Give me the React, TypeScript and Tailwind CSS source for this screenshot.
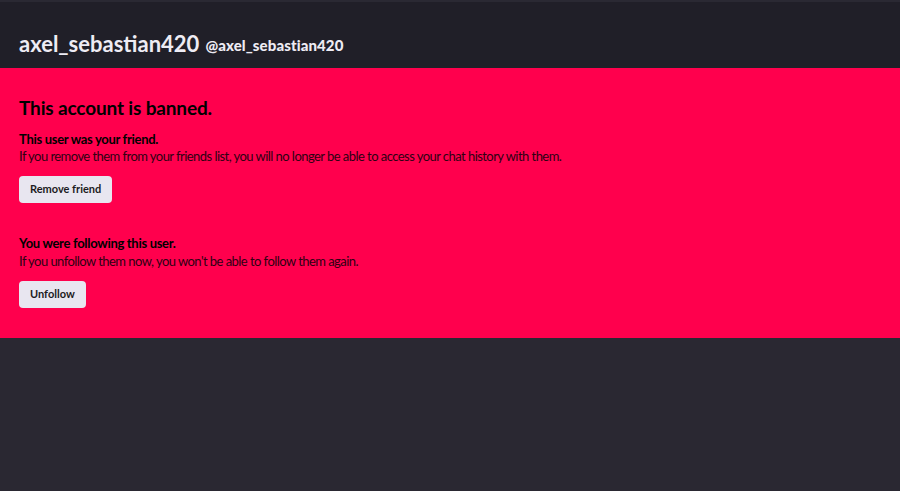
import { useState } from 'react';

const App = () => {
  const [isFriend, setIsFriend] = useState(true);
  const [isFollowing, setIsFollowing] = useState(true);

  return (
    <div className="min-h-screen bg-[#2a2832] font-['Lato',sans-serif]">
      {/* Header */}
      <div className="h-[68px] bg-[#201f28] border-t-2 border-[#2a2933] flex items-end px-[19px] pb-[13px]">
        <h1 className="text-[22px] font-bold text-[#eeecf4] leading-none">axel_sebastian420</h1>
        <span className="ml-[6px] text-[15px] font-black text-[#eeecf4] leading-none mb-[2px] tracking-[0.1px]">
          @axel_sebastian420
        </span>
      </div>

      {/* Banned notice */}
      <div className="bg-[#ff004d] h-[270px] px-[19px] pt-[28px] text-black">
        <h2 className="text-[19px] font-bold leading-[24px] tracking-[-0.15px]">This account is banned.</h2>

        <div className="mt-[10px]">
          <p className="text-[13px] font-bold leading-[18px] tracking-[-0.3px]">This user was your friend.</p>
          <p className="text-[13px] leading-[17px] tracking-[-0.55px] text-[#2e0012]">
            If you remove them from your friends list, you will no longer be able to access your chat history with them.
          </p>
          <button
            type="button"
            onClick={() => setIsFriend(!isFriend)}
            className="mt-[11px] h-[27px] px-[11px] rounded-[4px] bg-[#e8e6f0] text-[11px] font-bold text-[#1c1b22]"
          >
            Remove friend
          </button>
        </div>

        <div className="mt-[31px]">
          <p className="text-[13px] font-bold leading-[18px] tracking-[-0.3px]">You were following this user.</p>
          <p className="text-[13px] leading-[18px] tracking-[-0.55px] text-[#2e0012]">
            If you unfollow them now, you won't be able to follow them again.
          </p>
          <button
            type="button"
            onClick={() => setIsFollowing(!isFollowing)}
            className="mt-[11px] h-[27px] px-[11px] rounded-[4px] bg-[#e8e6f0] text-[11px] font-bold text-[#1c1b22]"
          >
            Unfollow
          </button>
        </div>
      </div>
    </div>
  );
};

export default App;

_What the task requires_
Exactly reproduce the run of lines from the start of the listing through the line with "const [isFollowing, setIsFollowing]", inclusive; pictures are not copied.

_Answer below_
Give me the React, TypeScript and Tailwind CSS source for this screenshot.
import { useState } from 'react';

const App = () => {
  const [isFriend, setIsFriend] = useState(true);
  const [isFollowing, setIsFollowing] = useState(true);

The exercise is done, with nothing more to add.